Keeping to the same labels as before:
You want to divide the screen into two areas - z>0 and z<0.
You are currently working for z>0

iirc: the optical path difference (OPD) should be a whole number of vacuum wavelengths.
http://www.physics.gla.ac.uk/~johannes/optics_lecture/overheads11_2_2_6-8.pdf
http://www.ph.utexas.edu/~asimha/PHY315/OpticalPathLength.pdf

Did you notice: $$\frac{D-y}{\sqrt{(D-y)^2+z^2}}\simeq \frac{n_2}{n_1}$$

Note: in the regular setup, you get to exploit $\theta_1=\theta_2=\theta$ for D>>d, and $D\tan\theta=z$.

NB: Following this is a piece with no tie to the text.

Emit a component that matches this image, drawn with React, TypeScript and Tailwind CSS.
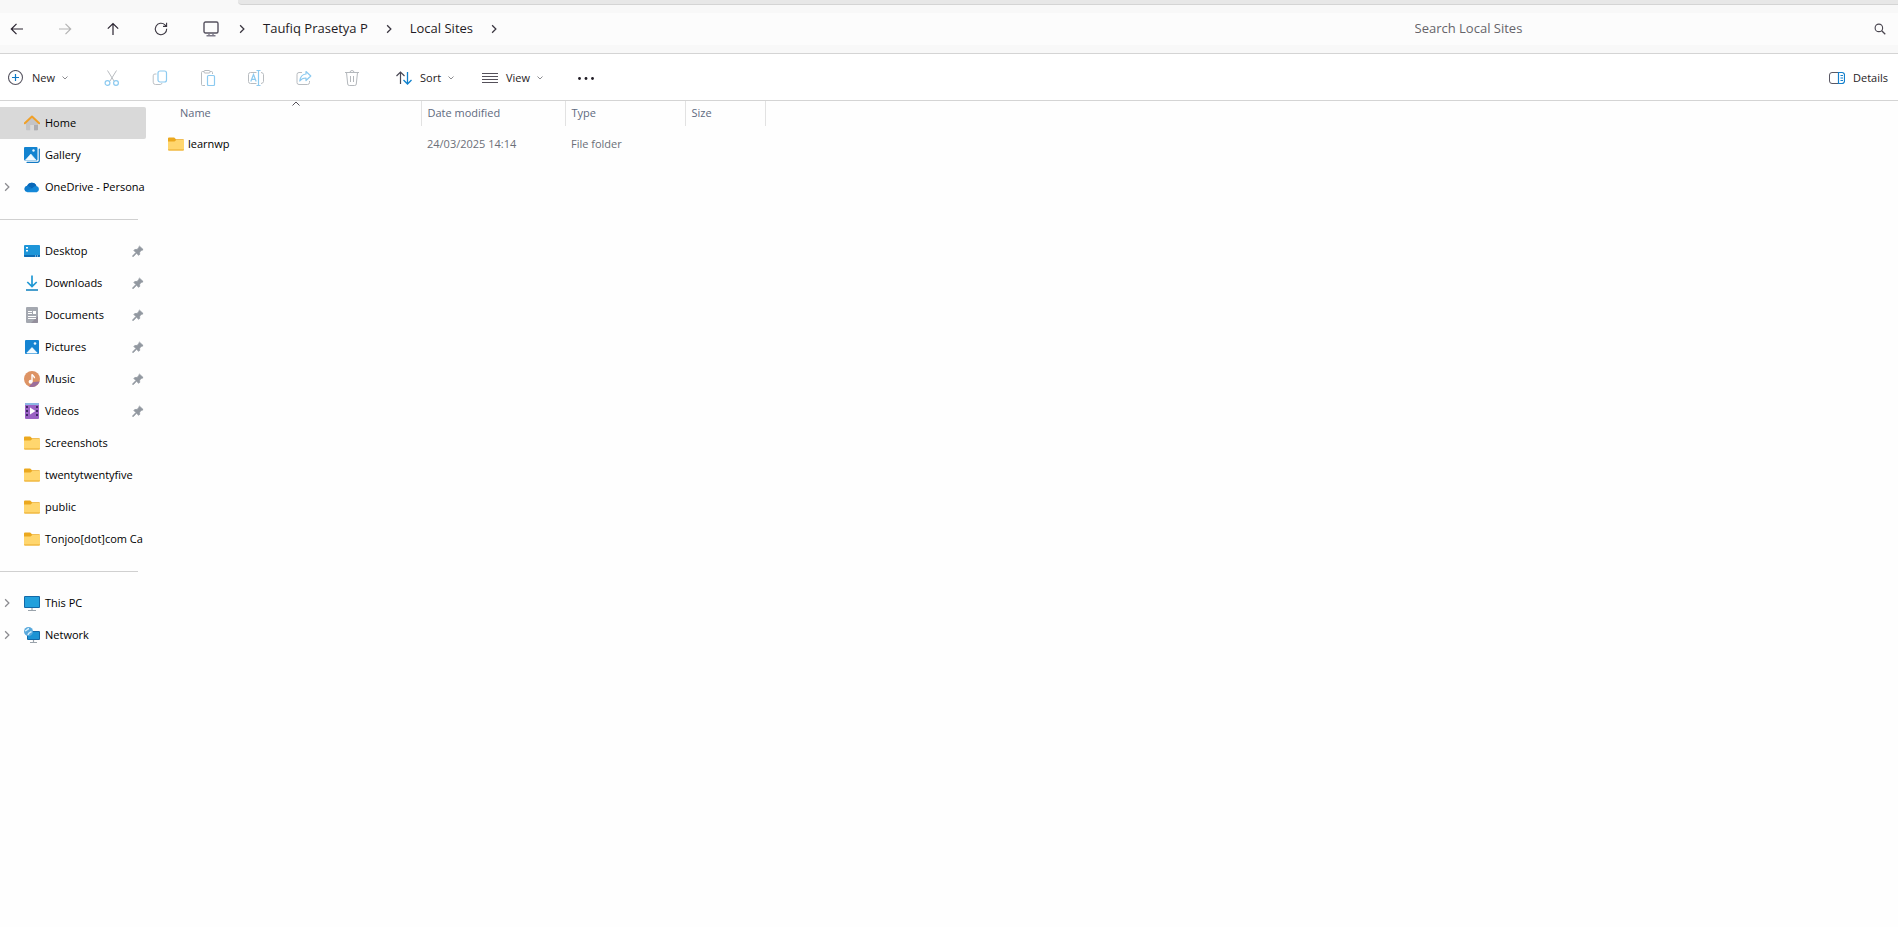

In this case $\theta_1 = \theta \neq \theta_2$

So you may get away with approximating $|S_1R|=\sqrt{z^2+D^2}$.

I don't really know, I havn't done it.
You will have a lot of messing about before you hit one something useful.
Try working it out without the approximations to get a very messy $\Delta\phi = f(z):z>0$, then plot phase-change vs z for some handy values. See what happens.

note: $$\frac{1}{\tan\beta} = \sqrt{\left(\frac{n_1}{n_2}\right)^2-1}$$ ... this number appears a LOT and it is a constant for the setup - so maybe give it it's own letter?